-------- DATASET SECTION

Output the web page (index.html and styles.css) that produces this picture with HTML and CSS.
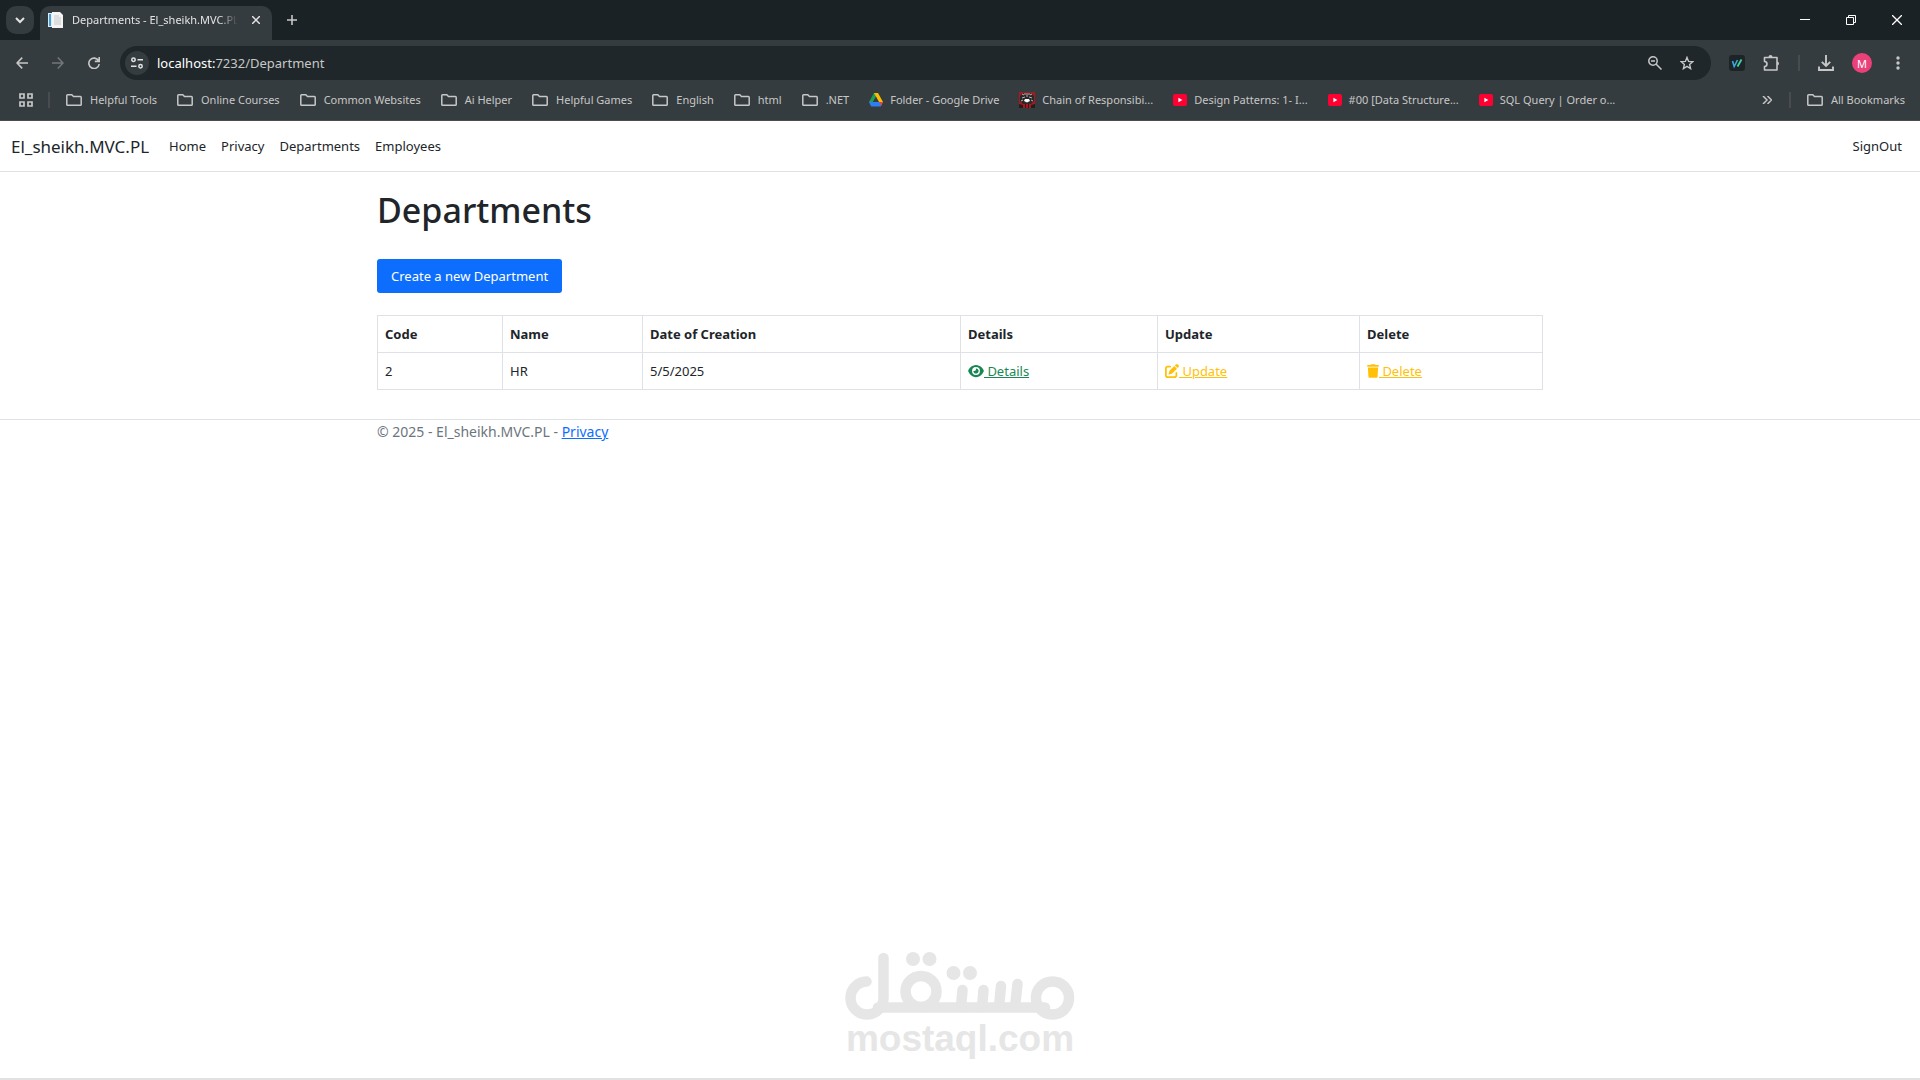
FILE: index.html
```html
<!DOCTYPE html>
<html lang="en">
<head>
    <meta charset="UTF-8">
    <meta name="viewport" content="width=device-width, initial-scale=1.0">
    <title>Departments - El_sheikh.MVC.PL</title>
    <link rel="stylesheet" href="styles.css">
</head>
<body>

<!-- icons used more than once -->
<svg class="sprite" aria-hidden="true">
    <symbol id="folder" viewBox="0 0 16 12">
        <path d="M1.6.8h4.2l1.7 1.7h6.9c.5 0 .8.3.8.8v7.1c0 .5-.3.8-.8.8H1.6c-.5 0-.8-.3-.8-.8V1.6c0-.5.3-.8.8-.8z" fill="none" stroke="#c7c7c7" stroke-width="1.5"/>
    </symbol>
    <symbol id="youtube" viewBox="0 0 14 12">
        <rect width="14" height="12" rx="2" fill="#ff0033"/>
        <path d="M5.4 3.8l4 2.2-4 2.2z" fill="#fff"/>
    </symbol>
</svg>

<div class="browser">
    <div class="tabstrip">
        <button class="tab-search" aria-label="Search tabs">
            <svg width="10" height="7" viewBox="0 0 10 7"><path d="M1 1l4 4 4-4" fill="none" stroke="#e3e3e3" stroke-width="2"/></svg>
        </button>
        <div class="tab">
            <svg width="16" height="16" viewBox="0 0 16 16">
                <path d="M0 1h4v14H0z" fill="#d9ecf7"/>
                <path d="M1 2h2v12H1z" fill="#4a9fd0"/>
                <path d="M4 0h8l3 3v13H4z" fill="#f4f4f4"/>
                <path d="M6 4h5M6 6h7M6 8h7M6 10h7M6 12h7" stroke="#c4c8ca" stroke-width="1"/>
            </svg>
            <span class="tab-title">Departments - El_sheikh.MVC.PL</span>
            <button class="plain" aria-label="Close tab">
                <svg width="8" height="8" viewBox="0 0 8 8"><path d="M0 0l8 8M8 0L0 8" stroke="#e3e3e3" stroke-width="1.5"/></svg>
            </button>
        </div>
        <button class="plain new-tab" aria-label="New tab">
            <svg width="10" height="10" viewBox="0 0 10 10"><path d="M5 0v10M0 5h10" stroke="#c7c7c7" stroke-width="1.6"/></svg>
        </button>
        <div class="window-buttons">
            <button class="plain" aria-label="Minimize"><svg width="10" height="10" viewBox="0 0 10 10"><path d="M0 4.5h10" stroke="#fff"/></svg></button>
            <button class="plain" aria-label="Restore"><svg width="10" height="10" viewBox="0 0 10 10"><path d="M.5 2.5h7v7h-7zM2.5 2.5v-2h7v7h-2" fill="none" stroke="#fff"/></svg></button>
            <button class="plain" aria-label="Close"><svg width="10" height="10" viewBox="0 0 10 10"><path d="M0 0l10 10M10 0L0 10" stroke="#fff" stroke-width="1.3"/></svg></button>
        </div>
    </div>

    <div class="toolbar">
        <div class="nav-buttons">
            <button class="plain" aria-label="Back"><svg width="12" height="12" viewBox="0 0 12 12"><path d="M6.2.6L1 6l5.2 5.4M1 6h11" fill="none" stroke="#c7c7c7" stroke-width="1.6"/></svg></button>
            <button class="plain" aria-label="Forward"><svg width="12" height="12" viewBox="0 0 12 12"><path d="M5.8.6L11 6l-5.2 5.4M11 6H0" fill="none" stroke="#737779" stroke-width="1.5"/></svg></button>
            <button class="plain" aria-label="Reload"><svg width="12" height="12" viewBox="0 0 12 12"><path d="M10.6 3.8A5.2 5.2 0 1 0 11.2 7M11.2 0v4.4H6.8" fill="none" stroke="#c7c7c7" stroke-width="1.6"/></svg></button>
        </div>
        <div class="omnibox">
            <button class="site-info" aria-label="View site information">
                <svg width="12" height="12" viewBox="0 0 12 12"><g fill="none" stroke="#e3e3e3" stroke-width="1.5"><circle cx="2.5" cy="2.7" r="1.7"/><path d="M6.5 2.7H12M0 9.3h5.5"/><circle cx="9.5" cy="9.3" r="1.7"/></g></svg>
            </button>
            <div class="url">localhost:<span>7232/Department</span></div>
            <button class="plain" aria-label="Zoom"><svg width="14" height="14" viewBox="0 0 14 14"><g fill="none" stroke="#c7c7c7" stroke-width="1.5"><circle cx="5" cy="5" r="4.2"/><path d="M8 8l5.5 5.5M3 5h4"/></g></svg></button>
            <button class="plain" aria-label="Bookmark this tab"><svg width="14" height="14" viewBox="0 0 14 14"><path d="M7 1.4l1.6 4 4.2.3-3.2 2.7 1 4.2L7 10.3l-3.6 2.3 1-4.2-3.2-2.7 4.2-.3z" fill="none" stroke="#c7c7c7" stroke-width="1.4"/></svg></button>
        </div>
        <div class="tools">
            <button class="plain" aria-label="Extension">
                <svg width="16" height="16" viewBox="0 0 16 16"><rect width="16" height="16" rx="3" fill="#1d2427"/><path d="M3.5 6l1.7 5.5L8.5 5" fill="none" stroke="#39a9e0" stroke-width="1.6"/><path d="M8.5 11.5L12.5 4.5" stroke="#46d39a" stroke-width="1.8"/></svg>
            </button>
            <button class="plain" aria-label="Extensions">
                <svg width="17" height="16" viewBox="0 0 17 16"><path d="M1.5 2.5H14V15H1.5v-3.5c3.3 0 3.3-5 0-5z" fill="none" stroke="#c7c7c7" stroke-width="1.6" stroke-linejoin="round"/><path d="M5.5 2a2 2 0 0 1 4 0zM14 6.5a2 2 0 0 1 0 4z" fill="#c7c7c7"/></svg>
            </button>
            <span class="divider"></span>
            <button class="plain" aria-label="Downloads">
                <svg width="16" height="16" viewBox="0 0 16 16"><path d="M8 0v11M3.8 6.8L8 11l4.2-4.2M1 11.5V15h14v-3.5" fill="none" stroke="#c7c7c7" stroke-width="1.9"/></svg>
            </button>
            <button class="avatar" aria-label="Profile">M</button>
            <button class="plain" aria-label="Menu">
                <svg width="4" height="14" viewBox="0 0 4 14" fill="#c7c7c7"><circle cx="2" cy="2" r="1.7"/><circle cx="2" cy="7" r="1.7"/><circle cx="2" cy="12" r="1.7"/></svg>
            </button>
        </div>
    </div>

    <div class="bookmarks">
        <button class="plain" aria-label="Apps">
            <svg width="14" height="14" viewBox="0 0 14 14"><path d="M1 1h4v4H1zM9 1h4v4H9zM1 9h4v4H1zM9 9h4v4H9z" fill="none" stroke="#c7c7c7" stroke-width="1.7"/></svg>
        </button>
        <span class="divider"></span>
        <nav class="bookmark-list">
            <a href="#"><svg width="16" height="12"><use href="#folder"/></svg>Helpful Tools</a>
            <a href="#"><svg width="16" height="12"><use href="#folder"/></svg>Online Courses</a>
            <a href="#"><svg width="16" height="12"><use href="#folder"/></svg>Common Websites</a>
            <a href="#"><svg width="16" height="12"><use href="#folder"/></svg>Ai Helper</a>
            <a href="#"><svg width="16" height="12"><use href="#folder"/></svg>Helpful Games</a>
            <a href="#"><svg width="16" height="12"><use href="#folder"/></svg>English</a>
            <a href="#"><svg width="16" height="12"><use href="#folder"/></svg>html</a>
            <a href="#"><svg width="16" height="12"><use href="#folder"/></svg>.NET</a>
            <a class="site" href="#">
                <svg width="14" height="14" viewBox="0 0 14 14"><path d="M5 0h4L4.5 7.8 2 12 0 9z" fill="#1e9e57"/><path d="M5 0h4l5 9h-4z" fill="#fbbc04"/><path d="M0 9h14l-2.2 4.5H2.2z" fill="#2f7df0"/><path d="M10.5 9H14l-2 4z" fill="#ea4335"/><path d="M7 4.5L9.5 9h-5z" fill="#353c3f"/></svg>Folder - Google Drive</a>
            <a class="site" href="#">
                <svg width="16" height="16" viewBox="0 0 16 16"><path d="M0 0h16v16H0z" fill="#a8181e"/><path d="M1 4l3-3h8l3 3v5l-3 3H4L1 9z" fill="#2b2829"/><path d="M3 2l2 1M13 2l-2 1M5 2h6M3 6l3-1M13 6l-3-1M2 9l2-1M14 9l-2-1M7 4h2" stroke="#b9b4b3"/><path d="M6 7h4l1 2-3 1.500-3-1.500z" fill="#fff"/><path d="M0 12l4 1v3H0zM16 12l-4 1v3h4zM6 12h1v4H6zM9 12h1v4H9z" fill="#241c1d"/></svg>Chain of Responsibi...</a>
            <a class="site" href="#"><svg width="14" height="12"><use href="#youtube"/></svg>Design Patterns: 1- I...</a>
            <a class="site" href="#"><svg width="14" height="12"><use href="#youtube"/></svg>#00 [Data Structure...</a>
            <a class="site" href="#"><svg width="14" height="12"><use href="#youtube"/></svg>SQL Query | Order o...</a>
        </nav>
        <button class="plain more" aria-label="More bookmarks">
            <svg width="10" height="8" viewBox="0 0 10 8"><path d="M1 0l4 4-4 4M5.5 0l4 4-4 4" fill="none" stroke="#c7c7c7" stroke-width="1.5"/></svg>
        </button>
        <span class="divider"></span>
        <a class="all" href="#"><svg width="16" height="12"><use href="#folder"/></svg>All Bookmarks</a>
    </div>
</div>

<header class="navbar">
    <a class="brand" href="#">El_sheikh.MVC.PL</a>
    <nav class="nav-links">
        <a href="#">Home</a>
        <a href="#">Privacy</a>
        <a href="#">Departments</a>
        <a href="#">Employees</a>
    </nav>
    <a class="signout" href="#">SignOut</a>
</header>

<main class="container">
    <h1>Departments</h1>
    <button class="btn-create">Create a new Department</button>
    <table>
        <colgroup>
            <col class="w-code"><col class="w-name"><col class="w-date"><col class="w-details"><col class="w-update"><col>
        </colgroup>
        <thead>
            <tr>
                <th>Code</th>
                <th>Name</th>
                <th>Date of Creation</th>
                <th>Details</th>
                <th>Update</th>
                <th>Delete</th>
            </tr>
        </thead>
        <tbody>
            <tr>
                <td>2</td>
                <td>HR</td>
                <td>5/5/2025</td>
                <td><a class="success" href="#"><svg width="16" height="14" viewBox="0 0 576 512"><path fill="currentColor" d="M288 32c-80.800 0-145.500 36.800-192.600 80.600C48.600 156 17.300 208 2.500 243.700c-3.300 7.900-3.300 16.700 0 24.600C17.300 304 48.600 356 95.400 399.400 142.500 443.200 207.200 480 288 480s145.500-36.800 192.600-80.600c46.800-43.500 78.100-95.400 93-131.100 3.300-7.900 3.300-16.700 0-24.600-14.900-35.700-46.200-87.700-93-131.100C433.500 68.800 368.800 32 288 32zM144 256a144 144 0 1 1 288 0 144 144 0 1 1-288 0zm144-64c0 35.300-28.700 64-64 64-7.100 0-13.900-1.200-20.300-3.300-5.500-1.800-11.900 1.600-11.700 7.400.3 6.900 1.300 13.800 3.200 20.700 13.700 51.200 66.400 81.600 117.600 67.900s81.600-66.400 67.900-117.600c-11.100-41.500-47.800-69.400-88.600-71.100-5.800-.2-9.200 6.100-7.400 11.700 2.100 6.400 3.300 13.200 3.300 20.300z"/></svg> Details</a></td>
                <td><a class="warning" href="#"><svg width="14" height="14" viewBox="0 0 512 512"><path fill="currentColor" d="M471.600 21.700c-21.900-21.900-57.300-21.900-79.200 0L362.300 51.700l97.900 97.900 30.100-30.100c21.900-21.900 21.900-57.300 0-79.200L471.600 21.700zm-299.200 220c-6.100 6.100-10.800 13.600-13.500 21.900l-29.600 88.800c-2.900 8.600-.6 18.100 5.800 24.600s15.900 8.700 24.600 5.800l88.800-29.600c8.200-2.700 15.700-7.400 21.900-13.500L437.700 172.300 339.700 74.300 172.400 241.700zM96 64C43 64 0 107 0 160v256c0 53 43 96 96 96h256c53 0 96-43 96-96v-96c0-17.700-14.300-32-32-32s-32 14.300-32 32v96c0 17.700-14.300 32-32 32H96c-17.700 0-32-14.300-32-32V160c0-17.700 14.300-32 32-32h96c17.700 0 32-14.300 32-32s-14.300-32-32-32H96z"/></svg> Update</a></td>
                <td><a class="warning" href="#"><svg width="12" height="14" viewBox="0 0 448 512"><path fill="currentColor" d="M135.200 17.700L128 32H32C14.300 32 0 46.300 0 64s14.300 32 32 32h384c17.700 0 32-14.300 32-32s-14.300-32-32-32h-96l-7.200-14.300C307.400 6.800 296.300 0 284.200 0H163.800c-12.100 0-23.200 6.800-28.600 17.700zM416 128H32l21.200 339c1.600 25.300 22.600 45 47.900 45h245.800c25.300 0 46.300-19.700 47.900-45L416 128z"/></svg> Delete</a></td>
            </tr>
        </tbody>
    </table>
</main>

<footer>
    <div class="container">&copy; 2025 - El_sheikh.MVC.PL - <a href="#">Privacy</a></div>
</footer>

<div class="watermark">
    <svg width="230" height="68" viewBox="0 0 230 68" role="img" aria-label="مستقل">
        <g fill="none" stroke="#e6e6e6" stroke-width="10.5" stroke-linecap="round">
            <path d="M21.5 29.5A16.5 16.5 0 1 0 38.5 46V6"/>
            <path d="M33 55.5H200"/>
            <circle cx="76" cy="39.5" r="15.5"/>
            <circle cx="207.5" cy="46" r="16.5"/>
            <path d="M116 55l1.5-17M137 55l1.5-17M154 55l2-21M170 55l2.5-23"/>
        </g>
        <g fill="#e6e6e6"><circle cx="68" cy="7" r="7"/><circle cx="84.5" cy="7" r="7"/><circle cx="108.5" cy="21" r="7"/><circle cx="125" cy="21" r="7"/></g>
    </svg>
    <span>mostaql.com</span>
</div>

</body>
</html>
```

FILE: styles.css
```css
* {
    box-sizing: border-box;
}
body {
    margin: 0;
    min-height: 100vh;
    display: flex;
    flex-direction: column;
    font-family: "Noto Sans", "Open Sans", sans-serif;
    font-size: 13px;
    line-height: 21px;
    color: #212529;
    background-color: #fff;
    border-bottom: 2px solid #e1e1e1;
}
button {
    font-family: inherit;
    border: none;
    cursor: pointer;
}
svg {
    flex: none;
}
.sprite {
    display: none;
}
.plain {
    display: flex;
    padding: 0;
    background: none;
}

/* browser window */
.browser {
    background-color: #353c3f;
    color: #e3e3e3;
    font-size: 11px;
    line-height: 16px;
    border-bottom: 1px solid #4a4d4e;
}
.tabstrip {
    display: flex;
    height: 40px;
    padding-left: 6px;
    background-color: #1b2225;
}
.tab-search {
    display: flex;
    align-items: center;
    justify-content: center;
    width: 28px;
    height: 28px;
    margin-top: 6px;
    border-radius: 10px;
    background-color: #353c3f;
}
.tab {
    display: flex;
    align-items: center;
    width: 232px;
    height: 34px;
    margin: 6px 0 0 6px;
    padding: 0 12px 6px 8px;
    border-radius: 10px 10px 0 0;
    background-color: #353c3f;
}
.tab-title {
    flex: 1;
    margin: 0 14px 0 8px;
    overflow: hidden;
    white-space: nowrap;
    mask-image: linear-gradient(to right, #000 88%, transparent);
}
.new-tab {
    align-items: center;
    margin-left: 15px;
}
.window-buttons {
    display: flex;
    gap: 36px;
    margin-left: auto;
    padding-right: 18px;
}
.window-buttons .plain {
    align-items: center;
}
.toolbar {
    display: flex;
    align-items: center;
    height: 46px;
    padding: 0 20px 0 16px;
}
.nav-buttons {
    display: flex;
    gap: 24px;
    margin-right: 20px;
}
.omnibox {
    flex: 1;
    display: flex;
    align-items: center;
    gap: 18px;
    height: 34px;
    padding: 0 17px 0 5px;
    border-radius: 17px;
    background-color: #1f272a;
}
.site-info {
    display: flex;
    align-items: center;
    justify-content: center;
    width: 24px;
    height: 24px;
    padding: 0;
    border-radius: 50%;
    background-color: #353c3f;
}
.url {
    flex: 1;
    margin-left: -10px;
    font-size: 13px;
    color: #fff;
}
.url span {
    color: #c7c7c7;
}
.tools {
    display: flex;
    align-items: center;
    gap: 18px;
    margin-left: 18px;
}
.divider {
    width: 2px;
    height: 16px;
    background-color: #484c4e;
}
.avatar {
    width: 20px;
    height: 20px;
    margin-right: 6px;
    padding: 0;
    border-radius: 50%;
    background-color: #ec407a;
    color: #fff;
    font-size: 11px;
}
.bookmarks {
    display: flex;
    align-items: center;
    height: 34px;
    padding: 0 15px 6px 19px;
}
.bookmarks .divider {
    margin: 0 16px 0 15px;
}
.bookmarks a {
    display: flex;
    align-items: center;
    gap: 8px;
    color: #c7c7c7;
    text-decoration: none;
    white-space: nowrap;
}
.bookmark-list {
    display: flex;
    gap: 20px;
}
.bookmarks .site {
    gap: 7px;
}
.more {
    margin: 0 2px 0 auto;
}

/* page */
.navbar {
    display: flex;
    align-items: center;
    height: 51px;
    padding: 0 18px 0 11px;
    border-bottom: 1px solid #dee2e6;
}
.navbar a {
    color: #212529;
    text-decoration: none;
}
.navbar .brand {
    margin-right: 20px;
    font-size: 17px;
}
.nav-links {
    display: flex;
    gap: 15px;
}
.signout {
    margin-left: auto;
}
.container {
    width: 100%;
    max-width: 1188px;
    margin: 0 auto;
    padding: 0 11px;
}
h1 {
    margin: 16px 0 27px;
    font-size: 34px;
    font-weight: 500;
    line-height: 44px;
}
.btn-create {
    display: block;
    height: 34px;
    margin-bottom: 22px;
    padding: 0 14px;
    border-radius: 3px;
    background-color: #0d6efd;
    color: #fff;
    font-size: 13px;
}
table {
    width: 100%;
    table-layout: fixed;
    border-collapse: collapse;
    margin-bottom: 29px;
}
th, td {
    height: 37px;
    padding: 7px;
    border: 1px solid #dee2e6;
    text-align: left;
}
.w-code {
    width: 125px;
}
.w-name {
    width: 140px;
}
.w-date {
    width: 318px;
}
.w-details {
    width: 197px;
}
.w-update {
    width: 202px;
}
td svg {
    vertical-align: -2px;
}
.success {
    color: #198754;
}
.warning {
    color: #ffc107;
}
footer {
    border-top: 1px solid #dee2e6;
    color: #6c757d;
    font-size: 14px;
    line-height: 23px;
}
footer a {
    color: #0d6efd;
}

.watermark {
    display: flex;
    flex-direction: column;
    align-items: center;
    margin-top: auto;
    padding-bottom: 21px;
    color: #e6e6e6;
    font-family: "Liberation Sans", Arial, sans-serif;
    font-size: 37px;
    font-weight: bold;
    line-height: 37px;
}
```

----------------

Gather every line containing the word "styles" and copy it.

Output the web page (index.html and styles.css) that produces this picture with HTML and CSS.
    <link rel="stylesheet" href="styles.css">
FILE: styles.css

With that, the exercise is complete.